I am creating a shell build script.
I want it to be called like this:
./build.sh REPONAME BRANCHNAME
$REPONAME
corresponds to a remote. I am assuming that the remote exists.
$BRANCHNAME
is a branch existing on $REPONAME
.
$BRANCHNAME
may have never been checked out on this computer.
So I have this:
cd $REPOPATH
git fetch $REPONAME $BRANCHNAME
git checkout --track $REMOTE/$BRANCHNAME
git pull $REPONAME
echo `git rev-parse HEAD`
This kind of works but I am experiencing several issues:
- I have to enter my key's private key twice - I guess once for fetch and once for pull.
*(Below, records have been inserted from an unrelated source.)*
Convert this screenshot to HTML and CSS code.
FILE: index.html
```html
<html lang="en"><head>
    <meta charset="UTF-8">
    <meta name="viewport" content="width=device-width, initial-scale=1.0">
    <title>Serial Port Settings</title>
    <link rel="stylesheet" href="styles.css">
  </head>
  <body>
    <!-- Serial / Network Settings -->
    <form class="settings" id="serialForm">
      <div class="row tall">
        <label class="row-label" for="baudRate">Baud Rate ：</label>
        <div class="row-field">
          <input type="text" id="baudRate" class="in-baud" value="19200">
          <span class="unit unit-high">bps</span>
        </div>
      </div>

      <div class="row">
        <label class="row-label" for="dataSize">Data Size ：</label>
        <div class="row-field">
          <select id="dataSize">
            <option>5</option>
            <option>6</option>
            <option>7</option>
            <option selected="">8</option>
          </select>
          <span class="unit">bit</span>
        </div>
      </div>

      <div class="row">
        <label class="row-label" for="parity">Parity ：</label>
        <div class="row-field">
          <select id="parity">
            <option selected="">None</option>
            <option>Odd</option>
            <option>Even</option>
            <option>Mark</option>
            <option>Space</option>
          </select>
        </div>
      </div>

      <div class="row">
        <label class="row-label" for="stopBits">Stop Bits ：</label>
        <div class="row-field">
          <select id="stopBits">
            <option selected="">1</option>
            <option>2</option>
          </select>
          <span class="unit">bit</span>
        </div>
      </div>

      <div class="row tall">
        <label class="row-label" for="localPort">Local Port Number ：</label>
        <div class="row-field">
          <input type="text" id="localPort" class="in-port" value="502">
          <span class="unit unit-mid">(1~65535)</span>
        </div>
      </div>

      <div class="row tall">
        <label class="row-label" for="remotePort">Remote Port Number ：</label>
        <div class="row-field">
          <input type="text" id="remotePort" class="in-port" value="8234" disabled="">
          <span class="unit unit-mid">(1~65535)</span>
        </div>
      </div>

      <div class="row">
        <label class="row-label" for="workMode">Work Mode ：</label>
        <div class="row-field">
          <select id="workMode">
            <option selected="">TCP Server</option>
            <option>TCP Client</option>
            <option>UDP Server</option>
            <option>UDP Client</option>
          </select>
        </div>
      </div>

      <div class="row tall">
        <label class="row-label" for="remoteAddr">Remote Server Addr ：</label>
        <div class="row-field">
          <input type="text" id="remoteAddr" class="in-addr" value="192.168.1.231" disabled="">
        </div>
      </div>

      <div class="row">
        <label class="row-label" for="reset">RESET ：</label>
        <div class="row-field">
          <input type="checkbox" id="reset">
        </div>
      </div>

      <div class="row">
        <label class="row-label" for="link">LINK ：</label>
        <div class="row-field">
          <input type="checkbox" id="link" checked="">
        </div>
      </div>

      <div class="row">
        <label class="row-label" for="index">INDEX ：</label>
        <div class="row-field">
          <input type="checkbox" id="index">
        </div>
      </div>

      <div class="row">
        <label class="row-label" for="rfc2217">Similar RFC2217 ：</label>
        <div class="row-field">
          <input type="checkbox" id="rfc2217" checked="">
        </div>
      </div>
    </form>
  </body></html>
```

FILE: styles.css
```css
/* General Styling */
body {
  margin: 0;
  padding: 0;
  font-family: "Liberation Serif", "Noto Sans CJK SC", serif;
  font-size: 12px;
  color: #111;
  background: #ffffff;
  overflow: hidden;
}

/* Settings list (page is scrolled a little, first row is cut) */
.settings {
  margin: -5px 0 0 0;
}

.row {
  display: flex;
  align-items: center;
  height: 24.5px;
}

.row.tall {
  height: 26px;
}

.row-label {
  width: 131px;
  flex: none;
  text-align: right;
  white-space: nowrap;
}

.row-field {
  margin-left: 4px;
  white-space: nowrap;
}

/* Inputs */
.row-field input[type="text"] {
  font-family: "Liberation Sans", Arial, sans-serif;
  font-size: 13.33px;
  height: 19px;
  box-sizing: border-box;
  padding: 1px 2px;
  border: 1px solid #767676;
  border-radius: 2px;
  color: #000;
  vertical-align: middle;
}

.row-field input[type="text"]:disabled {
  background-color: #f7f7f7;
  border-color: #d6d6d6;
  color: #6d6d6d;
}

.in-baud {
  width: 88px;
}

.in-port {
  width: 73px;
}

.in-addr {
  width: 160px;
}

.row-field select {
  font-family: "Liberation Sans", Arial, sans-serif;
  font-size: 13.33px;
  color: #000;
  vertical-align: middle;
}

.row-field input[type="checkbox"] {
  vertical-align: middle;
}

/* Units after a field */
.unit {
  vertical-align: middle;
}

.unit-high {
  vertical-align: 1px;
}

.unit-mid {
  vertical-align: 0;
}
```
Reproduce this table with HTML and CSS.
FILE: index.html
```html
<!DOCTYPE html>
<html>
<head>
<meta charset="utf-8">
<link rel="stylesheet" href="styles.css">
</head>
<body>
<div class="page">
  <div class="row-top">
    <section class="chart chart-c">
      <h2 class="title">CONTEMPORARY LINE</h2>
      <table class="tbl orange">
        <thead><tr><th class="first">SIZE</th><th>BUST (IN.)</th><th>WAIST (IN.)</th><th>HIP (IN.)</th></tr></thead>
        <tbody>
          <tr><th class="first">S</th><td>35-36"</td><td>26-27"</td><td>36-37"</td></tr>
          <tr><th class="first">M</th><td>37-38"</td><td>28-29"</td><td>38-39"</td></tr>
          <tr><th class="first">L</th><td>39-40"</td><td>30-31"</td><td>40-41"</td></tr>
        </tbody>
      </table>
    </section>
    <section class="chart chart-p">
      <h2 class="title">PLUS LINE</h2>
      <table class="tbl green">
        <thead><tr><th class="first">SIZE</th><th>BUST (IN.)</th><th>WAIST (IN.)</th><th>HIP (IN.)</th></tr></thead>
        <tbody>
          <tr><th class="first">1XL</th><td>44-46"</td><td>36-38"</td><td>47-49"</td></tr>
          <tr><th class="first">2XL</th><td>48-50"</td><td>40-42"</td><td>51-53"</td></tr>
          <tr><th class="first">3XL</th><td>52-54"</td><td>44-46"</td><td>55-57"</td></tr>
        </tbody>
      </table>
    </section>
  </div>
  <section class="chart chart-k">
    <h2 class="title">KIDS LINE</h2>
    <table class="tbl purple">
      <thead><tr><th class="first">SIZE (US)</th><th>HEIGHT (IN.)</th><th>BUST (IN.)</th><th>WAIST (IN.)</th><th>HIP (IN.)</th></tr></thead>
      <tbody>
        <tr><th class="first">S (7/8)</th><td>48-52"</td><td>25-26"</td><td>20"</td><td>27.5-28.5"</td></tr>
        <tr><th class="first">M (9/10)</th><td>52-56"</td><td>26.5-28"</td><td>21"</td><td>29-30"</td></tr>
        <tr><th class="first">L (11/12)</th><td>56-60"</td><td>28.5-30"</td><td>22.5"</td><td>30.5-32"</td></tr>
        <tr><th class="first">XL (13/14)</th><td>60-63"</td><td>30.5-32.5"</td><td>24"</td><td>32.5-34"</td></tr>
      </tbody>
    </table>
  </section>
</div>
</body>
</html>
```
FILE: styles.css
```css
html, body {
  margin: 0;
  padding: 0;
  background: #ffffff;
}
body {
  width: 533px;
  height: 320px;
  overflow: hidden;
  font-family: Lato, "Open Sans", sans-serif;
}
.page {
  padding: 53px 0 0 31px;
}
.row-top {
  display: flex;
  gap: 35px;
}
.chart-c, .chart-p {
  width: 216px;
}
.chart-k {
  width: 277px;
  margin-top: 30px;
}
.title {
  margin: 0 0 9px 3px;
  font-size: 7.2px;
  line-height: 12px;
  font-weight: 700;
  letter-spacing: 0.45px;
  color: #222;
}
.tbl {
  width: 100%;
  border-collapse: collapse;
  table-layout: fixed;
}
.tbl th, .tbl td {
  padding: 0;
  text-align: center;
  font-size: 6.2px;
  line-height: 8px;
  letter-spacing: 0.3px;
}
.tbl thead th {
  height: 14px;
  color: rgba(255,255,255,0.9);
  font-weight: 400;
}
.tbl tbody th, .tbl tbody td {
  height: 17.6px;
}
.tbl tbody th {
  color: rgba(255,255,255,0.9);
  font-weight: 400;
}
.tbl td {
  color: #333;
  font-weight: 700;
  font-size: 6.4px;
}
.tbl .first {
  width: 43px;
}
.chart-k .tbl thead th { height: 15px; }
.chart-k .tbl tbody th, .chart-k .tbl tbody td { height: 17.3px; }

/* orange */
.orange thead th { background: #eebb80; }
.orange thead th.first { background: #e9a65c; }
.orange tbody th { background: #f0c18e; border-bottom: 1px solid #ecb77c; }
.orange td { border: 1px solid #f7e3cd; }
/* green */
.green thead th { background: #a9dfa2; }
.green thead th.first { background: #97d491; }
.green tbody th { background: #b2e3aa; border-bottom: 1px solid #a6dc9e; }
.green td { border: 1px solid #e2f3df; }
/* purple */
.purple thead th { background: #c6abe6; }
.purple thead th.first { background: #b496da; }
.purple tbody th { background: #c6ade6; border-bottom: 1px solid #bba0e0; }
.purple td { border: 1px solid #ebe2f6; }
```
Not critical but if it would be just once, would be better.
- Because of
--track
, if$BRANCHNAME
was already checked out in the past, I get
fatal: A branch named $BRANCHNAME already exists
. No idea how fatal that really is but I don't like to see a fatal in the output
- Without the
--track
, I get into detached mode, which I also do not like - With just
git checkout $BRANCHNAME
I was suddenly getting messages about "ambiguous" branches. Maybe because$BRANCHNAME
could be on several remotes?
So what is the cleanest and unequivocal way to checkout a branch from a remote, get its latest version and build from it?f
It's astonishing how after so many years using git
I still don't have a grasp of what feels like must-know skills.